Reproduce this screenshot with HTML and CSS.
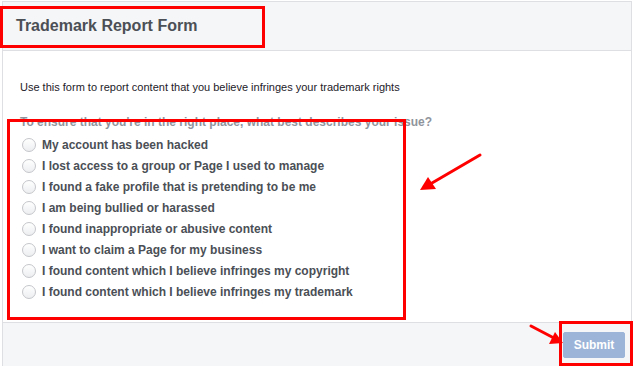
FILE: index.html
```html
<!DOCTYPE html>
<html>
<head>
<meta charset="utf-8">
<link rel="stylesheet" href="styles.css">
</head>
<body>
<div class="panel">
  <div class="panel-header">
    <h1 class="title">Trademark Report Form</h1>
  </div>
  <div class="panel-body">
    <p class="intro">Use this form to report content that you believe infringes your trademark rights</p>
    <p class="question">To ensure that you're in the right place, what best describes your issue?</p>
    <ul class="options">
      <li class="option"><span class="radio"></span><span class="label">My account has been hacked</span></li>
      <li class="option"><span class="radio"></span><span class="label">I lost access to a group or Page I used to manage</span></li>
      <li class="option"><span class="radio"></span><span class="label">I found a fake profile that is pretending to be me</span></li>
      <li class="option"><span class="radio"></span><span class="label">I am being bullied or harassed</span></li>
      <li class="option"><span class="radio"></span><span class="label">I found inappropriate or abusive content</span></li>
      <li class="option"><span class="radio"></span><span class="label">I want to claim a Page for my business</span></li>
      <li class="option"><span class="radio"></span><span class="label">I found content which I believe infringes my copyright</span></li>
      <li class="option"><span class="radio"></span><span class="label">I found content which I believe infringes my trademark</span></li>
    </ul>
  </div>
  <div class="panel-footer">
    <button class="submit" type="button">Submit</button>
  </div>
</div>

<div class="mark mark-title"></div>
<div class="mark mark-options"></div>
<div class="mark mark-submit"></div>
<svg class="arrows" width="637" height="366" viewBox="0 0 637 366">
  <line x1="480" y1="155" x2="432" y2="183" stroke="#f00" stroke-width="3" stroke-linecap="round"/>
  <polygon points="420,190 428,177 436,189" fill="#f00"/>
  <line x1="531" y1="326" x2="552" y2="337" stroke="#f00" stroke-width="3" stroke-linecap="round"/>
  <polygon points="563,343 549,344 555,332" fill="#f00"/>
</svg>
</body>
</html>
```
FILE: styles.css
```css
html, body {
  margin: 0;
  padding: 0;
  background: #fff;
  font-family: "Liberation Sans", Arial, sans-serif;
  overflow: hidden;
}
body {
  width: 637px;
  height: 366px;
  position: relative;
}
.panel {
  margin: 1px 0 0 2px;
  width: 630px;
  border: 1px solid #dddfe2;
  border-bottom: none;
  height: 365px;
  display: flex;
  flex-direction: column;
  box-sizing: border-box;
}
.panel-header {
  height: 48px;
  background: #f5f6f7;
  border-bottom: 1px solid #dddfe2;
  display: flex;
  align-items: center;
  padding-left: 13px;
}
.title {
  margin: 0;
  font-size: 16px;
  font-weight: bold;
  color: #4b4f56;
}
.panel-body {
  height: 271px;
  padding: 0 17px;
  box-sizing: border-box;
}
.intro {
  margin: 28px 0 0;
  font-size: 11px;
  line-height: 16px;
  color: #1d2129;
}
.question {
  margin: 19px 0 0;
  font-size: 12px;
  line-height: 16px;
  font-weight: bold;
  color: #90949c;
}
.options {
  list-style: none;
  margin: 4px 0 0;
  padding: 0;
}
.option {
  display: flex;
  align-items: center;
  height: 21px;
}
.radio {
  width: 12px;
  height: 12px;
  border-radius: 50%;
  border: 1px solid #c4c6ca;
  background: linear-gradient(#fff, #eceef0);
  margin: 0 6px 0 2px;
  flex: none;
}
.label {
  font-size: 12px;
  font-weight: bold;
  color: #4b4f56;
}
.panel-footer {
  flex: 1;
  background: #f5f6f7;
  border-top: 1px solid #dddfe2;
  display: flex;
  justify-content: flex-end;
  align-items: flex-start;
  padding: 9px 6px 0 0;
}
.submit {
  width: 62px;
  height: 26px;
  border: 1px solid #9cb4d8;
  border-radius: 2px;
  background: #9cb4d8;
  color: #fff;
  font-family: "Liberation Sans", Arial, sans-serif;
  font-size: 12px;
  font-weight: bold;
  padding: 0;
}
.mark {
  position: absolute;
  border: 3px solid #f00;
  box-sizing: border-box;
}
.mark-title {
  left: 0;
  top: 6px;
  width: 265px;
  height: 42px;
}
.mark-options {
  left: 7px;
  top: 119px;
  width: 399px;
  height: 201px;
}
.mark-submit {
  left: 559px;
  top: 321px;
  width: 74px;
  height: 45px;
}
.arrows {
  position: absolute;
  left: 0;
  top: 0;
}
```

--------------------

### Work to complete
From the data above, work out how many lines hold "this". Answer with the number alone.

### Final result
2